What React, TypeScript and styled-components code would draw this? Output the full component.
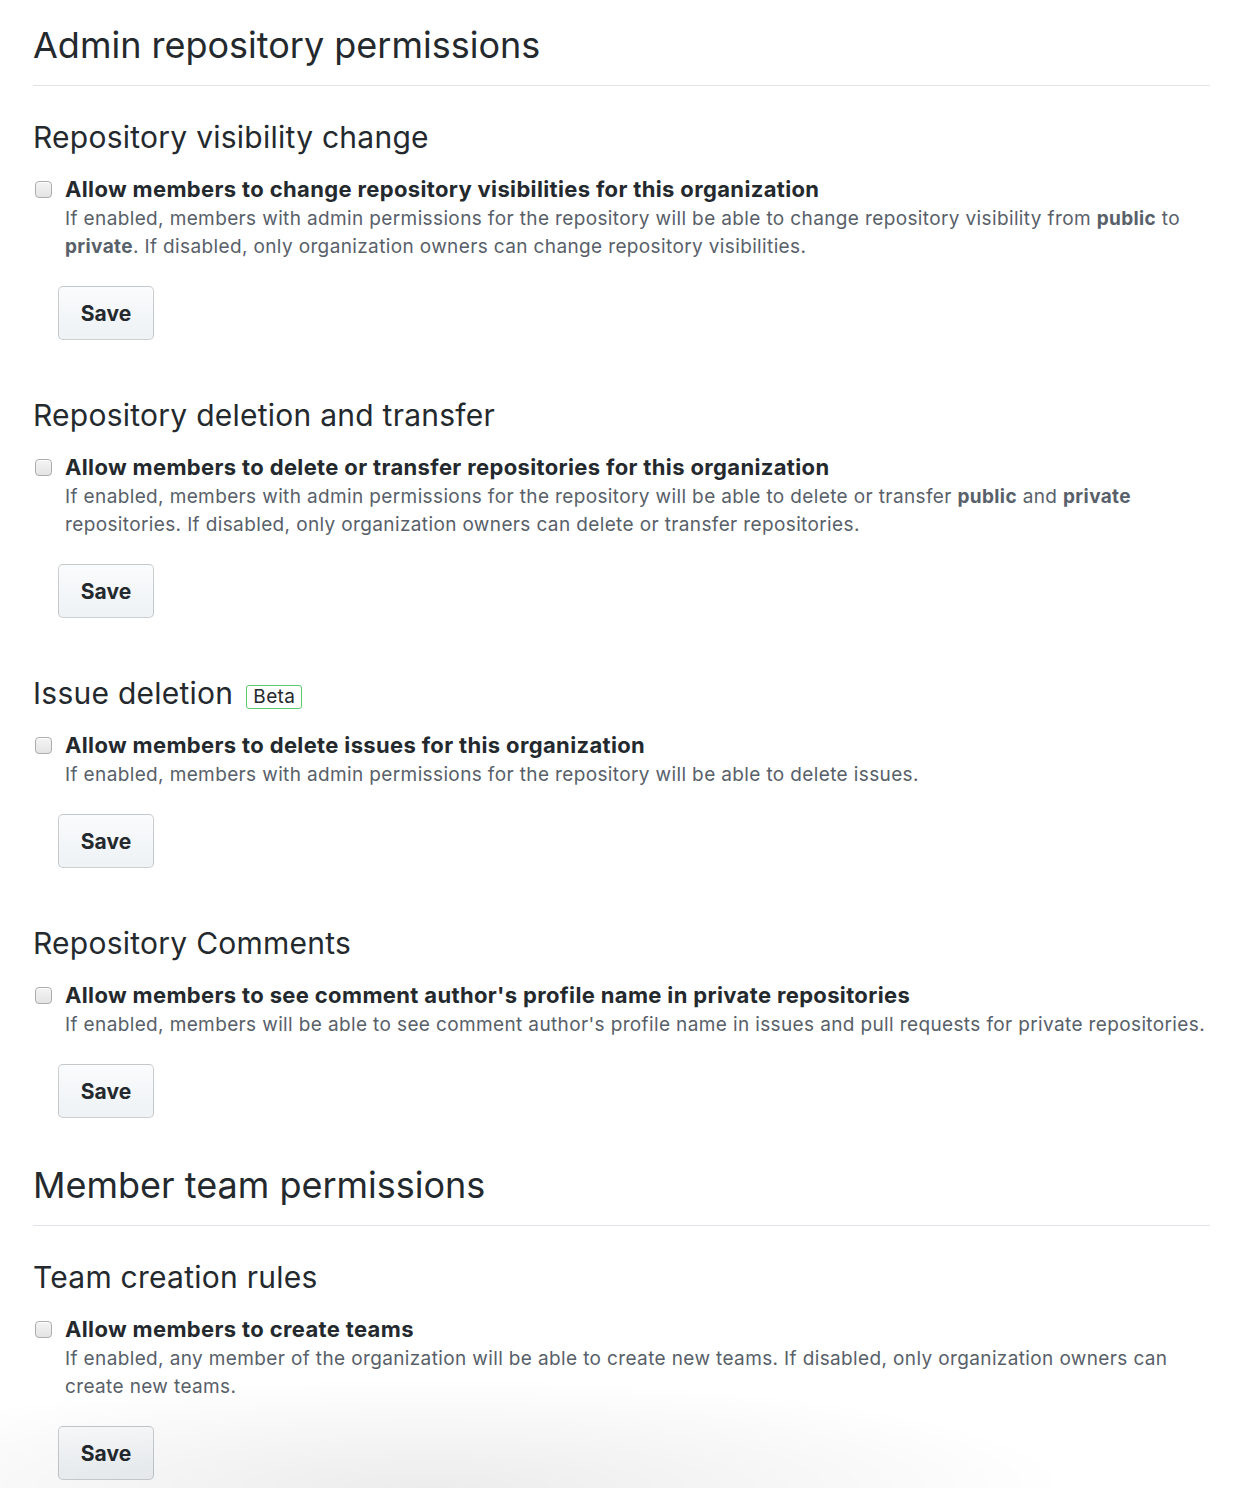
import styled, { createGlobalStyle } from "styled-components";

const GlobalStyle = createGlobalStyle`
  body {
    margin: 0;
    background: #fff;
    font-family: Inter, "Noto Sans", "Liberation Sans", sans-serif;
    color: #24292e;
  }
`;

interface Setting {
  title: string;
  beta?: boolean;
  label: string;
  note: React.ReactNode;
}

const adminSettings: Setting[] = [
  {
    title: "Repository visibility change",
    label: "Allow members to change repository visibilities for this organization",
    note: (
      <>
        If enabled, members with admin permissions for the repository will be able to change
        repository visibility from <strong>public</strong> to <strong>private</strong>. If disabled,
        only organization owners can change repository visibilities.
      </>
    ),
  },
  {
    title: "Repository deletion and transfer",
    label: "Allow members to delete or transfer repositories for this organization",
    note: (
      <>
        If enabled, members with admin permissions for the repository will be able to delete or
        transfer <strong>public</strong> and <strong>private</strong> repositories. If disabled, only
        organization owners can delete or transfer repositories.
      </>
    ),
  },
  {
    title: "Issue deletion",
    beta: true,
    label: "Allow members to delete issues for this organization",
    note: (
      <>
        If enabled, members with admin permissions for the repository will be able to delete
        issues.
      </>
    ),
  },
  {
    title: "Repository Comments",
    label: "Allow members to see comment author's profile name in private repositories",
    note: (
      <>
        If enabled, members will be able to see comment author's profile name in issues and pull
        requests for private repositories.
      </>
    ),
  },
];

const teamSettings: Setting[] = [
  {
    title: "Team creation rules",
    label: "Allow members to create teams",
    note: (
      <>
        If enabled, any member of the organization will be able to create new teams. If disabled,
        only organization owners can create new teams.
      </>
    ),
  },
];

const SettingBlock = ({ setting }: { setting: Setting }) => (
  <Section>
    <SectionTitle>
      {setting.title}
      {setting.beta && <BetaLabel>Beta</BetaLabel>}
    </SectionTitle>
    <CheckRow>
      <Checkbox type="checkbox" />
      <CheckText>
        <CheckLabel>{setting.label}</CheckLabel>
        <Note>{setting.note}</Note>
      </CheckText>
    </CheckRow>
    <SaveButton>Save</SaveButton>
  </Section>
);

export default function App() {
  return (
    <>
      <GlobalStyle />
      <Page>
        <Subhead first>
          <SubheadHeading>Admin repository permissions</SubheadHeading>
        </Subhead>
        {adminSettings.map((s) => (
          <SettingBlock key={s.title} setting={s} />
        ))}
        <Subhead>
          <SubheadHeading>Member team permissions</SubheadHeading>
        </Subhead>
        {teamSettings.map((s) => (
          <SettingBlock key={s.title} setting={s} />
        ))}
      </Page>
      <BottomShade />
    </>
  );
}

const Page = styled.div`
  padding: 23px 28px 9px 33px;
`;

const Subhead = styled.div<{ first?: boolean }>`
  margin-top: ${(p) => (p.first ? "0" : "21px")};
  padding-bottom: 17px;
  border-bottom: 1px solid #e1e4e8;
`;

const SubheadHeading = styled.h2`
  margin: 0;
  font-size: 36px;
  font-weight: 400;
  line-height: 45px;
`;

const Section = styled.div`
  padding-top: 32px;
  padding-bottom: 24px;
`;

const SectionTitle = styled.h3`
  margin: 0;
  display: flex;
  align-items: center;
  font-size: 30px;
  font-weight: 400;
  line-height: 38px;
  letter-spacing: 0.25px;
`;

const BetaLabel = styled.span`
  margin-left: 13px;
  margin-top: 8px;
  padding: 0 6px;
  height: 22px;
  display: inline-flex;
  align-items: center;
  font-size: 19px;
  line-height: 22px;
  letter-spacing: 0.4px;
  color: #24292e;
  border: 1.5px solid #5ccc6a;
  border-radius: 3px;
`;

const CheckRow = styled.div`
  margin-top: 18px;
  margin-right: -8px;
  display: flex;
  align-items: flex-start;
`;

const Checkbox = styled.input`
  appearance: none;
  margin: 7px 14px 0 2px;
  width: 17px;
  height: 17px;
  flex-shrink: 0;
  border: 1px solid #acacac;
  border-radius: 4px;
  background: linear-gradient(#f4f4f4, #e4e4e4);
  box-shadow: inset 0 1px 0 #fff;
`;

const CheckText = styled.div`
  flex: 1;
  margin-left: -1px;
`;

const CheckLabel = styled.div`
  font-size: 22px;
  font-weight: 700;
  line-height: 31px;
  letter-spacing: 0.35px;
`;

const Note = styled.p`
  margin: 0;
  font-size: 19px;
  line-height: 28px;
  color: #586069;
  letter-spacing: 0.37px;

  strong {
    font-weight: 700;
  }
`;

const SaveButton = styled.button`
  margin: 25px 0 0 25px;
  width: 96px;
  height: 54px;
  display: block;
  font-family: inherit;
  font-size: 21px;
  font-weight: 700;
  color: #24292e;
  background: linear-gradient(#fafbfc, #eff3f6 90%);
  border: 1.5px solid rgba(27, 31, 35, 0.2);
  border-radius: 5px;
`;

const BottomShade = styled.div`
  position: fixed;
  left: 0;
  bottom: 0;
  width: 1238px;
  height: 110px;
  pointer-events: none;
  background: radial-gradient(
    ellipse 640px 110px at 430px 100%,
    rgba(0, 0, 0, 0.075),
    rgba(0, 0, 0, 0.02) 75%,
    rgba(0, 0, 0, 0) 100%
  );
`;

========================================

▸ The task
Please set down each line of the data above exactly as written, without the pictures.

▸ Reply to the task
What React, TypeScript and styled-components code would draw this? Output the full component.
import styled, { createGlobalStyle } from "styled-components";

const GlobalStyle = createGlobalStyle`
  body {
    margin: 0;
    background: #fff;
    font-family: Inter, "Noto Sans", "Liberation Sans", sans-serif;
    color: #24292e;
  }
`;

interface Setting {
  title: string;
  beta?: boolean;
  label: string;
  note: React.ReactNode;
}

const adminSettings: Setting[] = [
  {
    title: "Repository visibility change",
    label: "Allow members to change repository visibilities for this organization",
    note: (
      <>
        If enabled, members with admin permissions for the repository will be able to change
        repository visibility from <strong>public</strong> to <strong>private</strong>. If disabled,
        only organization owners can change repository visibilities.
      </>
    ),
  },
  {
    title: "Repository deletion and transfer",
    label: "Allow members to delete or transfer repositories for this organization",
    note: (
      <>
        If enabled, members with admin permissions for the repository will be able to delete or
        transfer <strong>public</strong> and <strong>private</strong> repositories. If disabled, only
        organization owners can delete or transfer repositories.
      </>
    ),
  },
  {
    title: "Issue deletion",
    beta: true,
    label: "Allow members to delete issues for this organization",
    note: (
      <>
        If enabled, members with admin permissions for the repository will be able to delete
        issues.
      </>
    ),
  },
  {
    title: "Repository Comments",
    label: "Allow members to see comment author's profile name in private repositories",
    note: (
      <>
        If enabled, members will be able to see comment author's profile name in issues and pull
        requests for private repositories.
      </>
    ),
  },
];

const teamSettings: Setting[] = [
  {
    title: "Team creation rules",
    label: "Allow members to create teams",
    note: (
      <>
        If enabled, any member of the organization will be able to create new teams. If disabled,
        only organization owners can create new teams.
      </>
    ),
  },
];

const SettingBlock = ({ setting }: { setting: Setting }) => (
  <Section>
    <SectionTitle>
      {setting.title}
      {setting.beta && <BetaLabel>Beta</BetaLabel>}
    </SectionTitle>
    <CheckRow>
      <Checkbox type="checkbox" />
      <CheckText>
        <CheckLabel>{setting.label}</CheckLabel>
        <Note>{setting.note}</Note>
      </CheckText>
    </CheckRow>
    <SaveButton>Save</SaveButton>
  </Section>
);

export default function App() {
  return (
    <>
      <GlobalStyle />
      <Page>
        <Subhead first>
          <SubheadHeading>Admin repository permissions</SubheadHeading>
        </Subhead>
        {adminSettings.map((s) => (
          <SettingBlock key={s.title} setting={s} />
        ))}
        <Subhead>
          <SubheadHeading>Member team permissions</SubheadHeading>
        </Subhead>
        {teamSettings.map((s) => (
          <SettingBlock key={s.title} setting={s} />
        ))}
      </Page>
      <BottomShade />
    </>
  );
}

const Page = styled.div`
  padding: 23px 28px 9px 33px;
`;

const Subhead = styled.div<{ first?: boolean }>`
  margin-top: ${(p) => (p.first ? "0" : "21px")};
  padding-bottom: 17px;
  border-bottom: 1px solid #e1e4e8;
`;

const SubheadHeading = styled.h2`
  margin: 0;
  font-size: 36px;
  font-weight: 400;
  line-height: 45px;
`;

const Section = styled.div`
  padding-top: 32px;
  padding-bottom: 24px;
`;

const SectionTitle = styled.h3`
  margin: 0;
  display: flex;
  align-items: center;
  font-size: 30px;
  font-weight: 400;
  line-height: 38px;
  letter-spacing: 0.25px;
`;

const BetaLabel = styled.span`
  margin-left: 13px;
  margin-top: 8px;
  padding: 0 6px;
  height: 22px;
  display: inline-flex;
  align-items: center;
  font-size: 19px;
  line-height: 22px;
  letter-spacing: 0.4px;
  color: #24292e;
  border: 1.5px solid #5ccc6a;
  border-radius: 3px;
`;

const CheckRow = styled.div`
  margin-top: 18px;
  margin-right: -8px;
  display: flex;
  align-items: flex-start;
`;

const Checkbox = styled.input`
  appearance: none;
  margin: 7px 14px 0 2px;
  width: 17px;
  height: 17px;
  flex-shrink: 0;
  border: 1px solid #acacac;
  border-radius: 4px;
  background: linear-gradient(#f4f4f4, #e4e4e4);
  box-shadow: inset 0 1px 0 #fff;
`;

const CheckText = styled.div`
  flex: 1;
  margin-left: -1px;
`;

const CheckLabel = styled.div`
  font-size: 22px;
  font-weight: 700;
  line-height: 31px;
  letter-spacing: 0.35px;
`;

const Note = styled.p`
  margin: 0;
  font-size: 19px;
  line-height: 28px;
  color: #586069;
  letter-spacing: 0.37px;

  strong {
    font-weight: 700;
  }
`;

const SaveButton = styled.button`
  margin: 25px 0 0 25px;
  width: 96px;
  height: 54px;
  display: block;
  font-family: inherit;
  font-size: 21px;
  font-weight: 700;
  color: #24292e;
  background: linear-gradient(#fafbfc, #eff3f6 90%);
  border: 1.5px solid rgba(27, 31, 35, 0.2);
  border-radius: 5px;
`;

const BottomShade = styled.div`
  position: fixed;
  left: 0;
  bottom: 0;
  width: 1238px;
  height: 110px;
  pointer-events: none;
  background: radial-gradient(
    ellipse 640px 110px at 430px 100%,
    rgba(0, 0, 0, 0.075),
    rgba(0, 0, 0, 0.02) 75%,
    rgba(0, 0, 0, 0) 100%
  );
`;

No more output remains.